## What to produce
Repeat the material verbatim. Images are excluded from the copy.

## Material
-*-*-

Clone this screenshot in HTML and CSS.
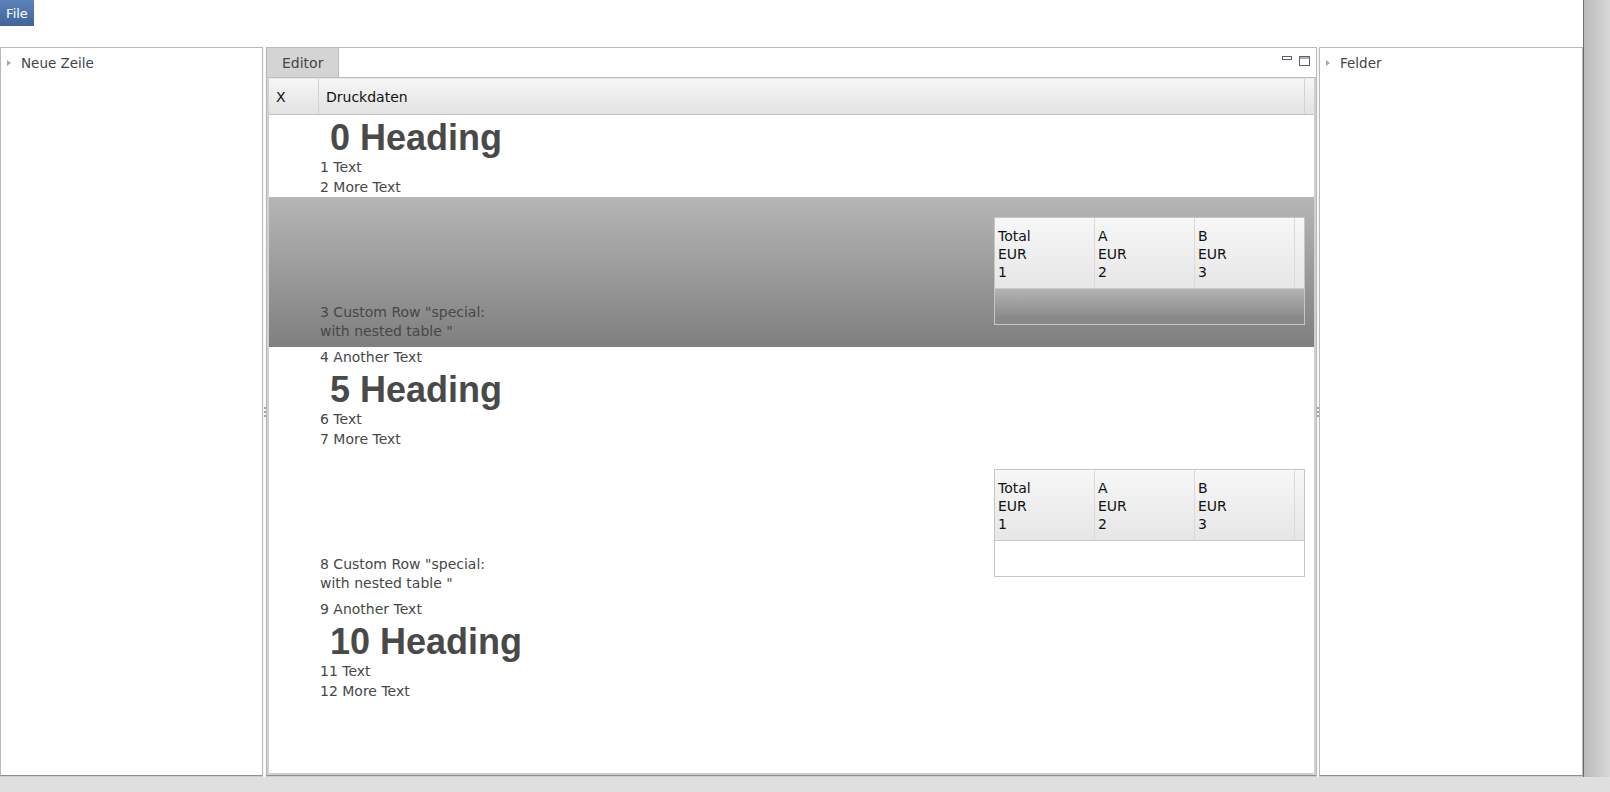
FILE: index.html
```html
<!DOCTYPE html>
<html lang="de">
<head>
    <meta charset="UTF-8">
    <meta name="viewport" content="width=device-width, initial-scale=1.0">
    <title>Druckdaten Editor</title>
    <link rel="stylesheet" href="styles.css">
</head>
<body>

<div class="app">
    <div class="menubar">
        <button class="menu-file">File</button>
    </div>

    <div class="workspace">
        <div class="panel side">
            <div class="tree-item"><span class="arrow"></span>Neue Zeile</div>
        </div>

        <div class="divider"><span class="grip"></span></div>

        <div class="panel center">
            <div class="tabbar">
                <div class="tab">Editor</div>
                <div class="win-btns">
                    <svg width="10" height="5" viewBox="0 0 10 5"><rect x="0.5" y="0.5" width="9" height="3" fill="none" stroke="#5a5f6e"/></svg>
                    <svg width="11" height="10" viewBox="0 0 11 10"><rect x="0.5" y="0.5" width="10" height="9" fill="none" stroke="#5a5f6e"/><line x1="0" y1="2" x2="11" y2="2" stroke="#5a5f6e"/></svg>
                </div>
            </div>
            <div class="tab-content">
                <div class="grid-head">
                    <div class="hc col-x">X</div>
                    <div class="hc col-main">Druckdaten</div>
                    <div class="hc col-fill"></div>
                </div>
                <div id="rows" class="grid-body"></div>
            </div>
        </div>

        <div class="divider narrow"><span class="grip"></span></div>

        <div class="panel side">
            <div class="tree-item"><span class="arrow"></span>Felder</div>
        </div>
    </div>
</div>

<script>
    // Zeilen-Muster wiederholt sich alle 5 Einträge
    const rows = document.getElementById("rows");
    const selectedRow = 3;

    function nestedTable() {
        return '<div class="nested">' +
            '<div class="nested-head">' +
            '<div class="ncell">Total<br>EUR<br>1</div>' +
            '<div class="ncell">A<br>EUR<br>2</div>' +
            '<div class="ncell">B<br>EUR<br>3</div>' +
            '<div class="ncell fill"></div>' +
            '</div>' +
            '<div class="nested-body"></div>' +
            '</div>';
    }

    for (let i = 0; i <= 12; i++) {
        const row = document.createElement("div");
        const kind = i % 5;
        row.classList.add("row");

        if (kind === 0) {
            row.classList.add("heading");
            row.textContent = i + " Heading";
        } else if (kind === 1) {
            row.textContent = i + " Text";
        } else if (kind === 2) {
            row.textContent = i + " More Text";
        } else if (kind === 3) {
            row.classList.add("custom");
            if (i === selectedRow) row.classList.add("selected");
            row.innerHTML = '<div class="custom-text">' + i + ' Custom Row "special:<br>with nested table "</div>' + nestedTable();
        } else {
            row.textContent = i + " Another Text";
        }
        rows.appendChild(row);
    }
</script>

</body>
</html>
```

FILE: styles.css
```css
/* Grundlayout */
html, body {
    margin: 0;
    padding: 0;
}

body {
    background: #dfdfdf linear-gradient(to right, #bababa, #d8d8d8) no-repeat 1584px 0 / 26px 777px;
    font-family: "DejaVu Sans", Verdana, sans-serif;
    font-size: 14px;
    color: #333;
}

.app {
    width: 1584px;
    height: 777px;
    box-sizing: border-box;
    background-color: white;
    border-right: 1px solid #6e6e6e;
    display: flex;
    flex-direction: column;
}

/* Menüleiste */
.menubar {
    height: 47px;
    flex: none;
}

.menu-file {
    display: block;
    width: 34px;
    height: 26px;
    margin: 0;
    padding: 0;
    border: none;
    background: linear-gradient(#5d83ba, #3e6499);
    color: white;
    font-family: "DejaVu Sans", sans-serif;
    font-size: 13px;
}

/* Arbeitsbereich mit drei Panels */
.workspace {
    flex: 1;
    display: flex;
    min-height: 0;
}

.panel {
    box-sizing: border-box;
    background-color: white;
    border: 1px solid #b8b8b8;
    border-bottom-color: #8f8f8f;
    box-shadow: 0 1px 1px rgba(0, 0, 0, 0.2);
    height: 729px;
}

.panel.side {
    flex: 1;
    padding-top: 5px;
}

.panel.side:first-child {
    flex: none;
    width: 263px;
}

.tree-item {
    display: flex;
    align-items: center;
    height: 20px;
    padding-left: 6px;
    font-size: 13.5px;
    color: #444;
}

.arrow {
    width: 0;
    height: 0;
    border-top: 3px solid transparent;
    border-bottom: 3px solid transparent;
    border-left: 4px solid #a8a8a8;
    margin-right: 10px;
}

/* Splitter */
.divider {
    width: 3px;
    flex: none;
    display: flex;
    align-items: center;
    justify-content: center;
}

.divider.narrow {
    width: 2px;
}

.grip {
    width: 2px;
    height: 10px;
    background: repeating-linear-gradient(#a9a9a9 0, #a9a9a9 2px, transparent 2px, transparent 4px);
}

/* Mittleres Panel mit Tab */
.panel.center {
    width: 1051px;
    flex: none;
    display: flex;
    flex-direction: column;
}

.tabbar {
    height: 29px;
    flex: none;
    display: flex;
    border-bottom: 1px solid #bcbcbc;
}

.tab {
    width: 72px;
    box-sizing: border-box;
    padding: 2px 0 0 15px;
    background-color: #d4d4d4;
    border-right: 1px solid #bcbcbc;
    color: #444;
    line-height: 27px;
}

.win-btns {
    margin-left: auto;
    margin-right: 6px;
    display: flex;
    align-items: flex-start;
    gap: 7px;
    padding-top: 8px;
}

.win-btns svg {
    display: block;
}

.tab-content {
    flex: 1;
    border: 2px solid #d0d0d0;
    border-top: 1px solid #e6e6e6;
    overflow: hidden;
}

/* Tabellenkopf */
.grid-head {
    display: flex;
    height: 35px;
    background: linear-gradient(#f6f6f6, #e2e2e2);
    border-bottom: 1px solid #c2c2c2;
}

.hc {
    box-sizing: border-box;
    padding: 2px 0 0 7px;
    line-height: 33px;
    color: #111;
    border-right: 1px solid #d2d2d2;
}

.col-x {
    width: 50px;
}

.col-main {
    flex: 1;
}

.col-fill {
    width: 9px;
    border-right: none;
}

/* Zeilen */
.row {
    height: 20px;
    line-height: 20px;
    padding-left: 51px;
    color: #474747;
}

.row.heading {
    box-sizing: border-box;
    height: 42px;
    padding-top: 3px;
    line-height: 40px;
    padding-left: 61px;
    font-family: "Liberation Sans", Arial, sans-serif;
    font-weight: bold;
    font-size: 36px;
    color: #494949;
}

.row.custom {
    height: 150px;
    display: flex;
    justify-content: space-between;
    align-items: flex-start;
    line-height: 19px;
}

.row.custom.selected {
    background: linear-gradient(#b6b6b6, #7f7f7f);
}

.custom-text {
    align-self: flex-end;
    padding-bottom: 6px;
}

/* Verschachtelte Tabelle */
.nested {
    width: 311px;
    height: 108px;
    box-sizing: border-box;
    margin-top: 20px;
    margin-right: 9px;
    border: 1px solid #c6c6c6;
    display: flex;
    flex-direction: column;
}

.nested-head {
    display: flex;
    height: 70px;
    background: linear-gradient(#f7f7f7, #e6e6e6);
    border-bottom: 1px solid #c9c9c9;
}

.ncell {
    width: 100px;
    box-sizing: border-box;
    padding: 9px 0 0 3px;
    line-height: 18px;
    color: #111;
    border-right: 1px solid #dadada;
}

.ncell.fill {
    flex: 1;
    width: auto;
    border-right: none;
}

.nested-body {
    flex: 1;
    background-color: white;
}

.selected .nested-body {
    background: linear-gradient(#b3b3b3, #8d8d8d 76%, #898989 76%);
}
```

-*-*-

## Task answer
Clone this screenshot in HTML and CSS.
FILE: index.html
```html
<!DOCTYPE html>
<html lang="de">
<head>
    <meta charset="UTF-8">
    <meta name="viewport" content="width=device-width, initial-scale=1.0">
    <title>Druckdaten Editor</title>
    <link rel="stylesheet" href="styles.css">
</head>
<body>

<div class="app">
    <div class="menubar">
        <button class="menu-file">File</button>
    </div>

    <div class="workspace">
        <div class="panel side">
            <div class="tree-item"><span class="arrow"></span>Neue Zeile</div>
        </div>

        <div class="divider"><span class="grip"></span></div>

        <div class="panel center">
            <div class="tabbar">
                <div class="tab">Editor</div>
                <div class="win-btns">
                    <svg width="10" height="5" viewBox="0 0 10 5"><rect x="0.5" y="0.5" width="9" height="3" fill="none" stroke="#5a5f6e"/></svg>
                    <svg width="11" height="10" viewBox="0 0 11 10"><rect x="0.5" y="0.5" width="10" height="9" fill="none" stroke="#5a5f6e"/><line x1="0" y1="2" x2="11" y2="2" stroke="#5a5f6e"/></svg>
                </div>
            </div>
            <div class="tab-content">
                <div class="grid-head">
                    <div class="hc col-x">X</div>
                    <div class="hc col-main">Druckdaten</div>
                    <div class="hc col-fill"></div>
                </div>
                <div id="rows" class="grid-body"></div>
            </div>
        </div>

        <div class="divider narrow"><span class="grip"></span></div>

        <div class="panel side">
            <div class="tree-item"><span class="arrow"></span>Felder</div>
        </div>
    </div>
</div>

<script>
    // Zeilen-Muster wiederholt sich alle 5 Einträge
    const rows = document.getElementById("rows");
    const selectedRow = 3;

    function nestedTable() {
        return '<div class="nested">' +
            '<div class="nested-head">' +
            '<div class="ncell">Total<br>EUR<br>1</div>' +
            '<div class="ncell">A<br>EUR<br>2</div>' +
            '<div class="ncell">B<br>EUR<br>3</div>' +
            '<div class="ncell fill"></div>' +
            '</div>' +
            '<div class="nested-body"></div>' +
            '</div>';
    }

    for (let i = 0; i <= 12; i++) {
        const row = document.createElement("div");
        const kind = i % 5;
        row.classList.add("row");

        if (kind === 0) {
            row.classList.add("heading");
            row.textContent = i + " Heading";
        } else if (kind === 1) {
            row.textContent = i + " Text";
        } else if (kind === 2) {
            row.textContent = i + " More Text";
        } else if (kind === 3) {
            row.classList.add("custom");
            if (i === selectedRow) row.classList.add("selected");
            row.innerHTML = '<div class="custom-text">' + i + ' Custom Row "special:<br>with nested table "</div>' + nestedTable();
        } else {
            row.textContent = i + " Another Text";
        }
        rows.appendChild(row);
    }
</script>

</body>
</html>
```

FILE: styles.css
```css
/* Grundlayout */
html, body {
    margin: 0;
    padding: 0;
}

body {
    background: #dfdfdf linear-gradient(to right, #bababa, #d8d8d8) no-repeat 1584px 0 / 26px 777px;
    font-family: "DejaVu Sans", Verdana, sans-serif;
    font-size: 14px;
    color: #333;
}

.app {
    width: 1584px;
    height: 777px;
    box-sizing: border-box;
    background-color: white;
    border-right: 1px solid #6e6e6e;
    display: flex;
    flex-direction: column;
}

/* Menüleiste */
.menubar {
    height: 47px;
    flex: none;
}

.menu-file {
    display: block;
    width: 34px;
    height: 26px;
    margin: 0;
    padding: 0;
    border: none;
    background: linear-gradient(#5d83ba, #3e6499);
    color: white;
    font-family: "DejaVu Sans", sans-serif;
    font-size: 13px;
}

/* Arbeitsbereich mit drei Panels */
.workspace {
    flex: 1;
    display: flex;
    min-height: 0;
}

.panel {
    box-sizing: border-box;
    background-color: white;
    border: 1px solid #b8b8b8;
    border-bottom-color: #8f8f8f;
    box-shadow: 0 1px 1px rgba(0, 0, 0, 0.2);
    height: 729px;
}

.panel.side {
    flex: 1;
    padding-top: 5px;
}

.panel.side:first-child {
    flex: none;
    width: 263px;
}

.tree-item {
    display: flex;
    align-items: center;
    height: 20px;
    padding-left: 6px;
    font-size: 13.5px;
    color: #444;
}

.arrow {
    width: 0;
    height: 0;
    border-top: 3px solid transparent;
    border-bottom: 3px solid transparent;
    border-left: 4px solid #a8a8a8;
    margin-right: 10px;
}

/* Splitter */
.divider {
    width: 3px;
    flex: none;
    display: flex;
    align-items: center;
    justify-content: center;
}

.divider.narrow {
    width: 2px;
}

.grip {
    width: 2px;
    height: 10px;
    background: repeating-linear-gradient(#a9a9a9 0, #a9a9a9 2px, transparent 2px, transparent 4px);
}

/* Mittleres Panel mit Tab */
.panel.center {
    width: 1051px;
    flex: none;
    display: flex;
    flex-direction: column;
}

.tabbar {
    height: 29px;
    flex: none;
    display: flex;
    border-bottom: 1px solid #bcbcbc;
}

.tab {
    width: 72px;
    box-sizing: border-box;
    padding: 2px 0 0 15px;
    background-color: #d4d4d4;
    border-right: 1px solid #bcbcbc;
    color: #444;
    line-height: 27px;
}

.win-btns {
    margin-left: auto;
    margin-right: 6px;
    display: flex;
    align-items: flex-start;
    gap: 7px;
    padding-top: 8px;
}

.win-btns svg {
    display: block;
}

.tab-content {
    flex: 1;
    border: 2px solid #d0d0d0;
    border-top: 1px solid #e6e6e6;
    overflow: hidden;
}

/* Tabellenkopf */
.grid-head {
    display: flex;
    height: 35px;
    background: linear-gradient(#f6f6f6, #e2e2e2);
    border-bottom: 1px solid #c2c2c2;
}

.hc {
    box-sizing: border-box;
    padding: 2px 0 0 7px;
    line-height: 33px;
    color: #111;
    border-right: 1px solid #d2d2d2;
}

.col-x {
    width: 50px;
}

.col-main {
    flex: 1;
}

.col-fill {
    width: 9px;
    border-right: none;
}

/* Zeilen */
.row {
    height: 20px;
    line-height: 20px;
    padding-left: 51px;
    color: #474747;
}

.row.heading {
    box-sizing: border-box;
    height: 42px;
    padding-top: 3px;
    line-height: 40px;
    padding-left: 61px;
    font-family: "Liberation Sans", Arial, sans-serif;
    font-weight: bold;
    font-size: 36px;
    color: #494949;
}

.row.custom {
    height: 150px;
    display: flex;
    justify-content: space-between;
    align-items: flex-start;
    line-height: 19px;
}

.row.custom.selected {
    background: linear-gradient(#b6b6b6, #7f7f7f);
}

.custom-text {
    align-self: flex-end;
    padding-bottom: 6px;
}

/* Verschachtelte Tabelle */
.nested {
    width: 311px;
    height: 108px;
    box-sizing: border-box;
    margin-top: 20px;
    margin-right: 9px;
    border: 1px solid #c6c6c6;
    display: flex;
    flex-direction: column;
}

.nested-head {
    display: flex;
    height: 70px;
    background: linear-gradient(#f7f7f7, #e6e6e6);
    border-bottom: 1px solid #c9c9c9;
}

.ncell {
    width: 100px;
    box-sizing: border-box;
    padding: 9px 0 0 3px;
    line-height: 18px;
    color: #111;
    border-right: 1px solid #dadada;
}

.ncell.fill {
    flex: 1;
    width: auto;
    border-right: none;
}

.nested-body {
    flex: 1;
    background-color: white;
}

.selected .nested-body {
    background: linear-gradient(#b3b3b3, #8d8d8d 76%, #898989 76%);
}
```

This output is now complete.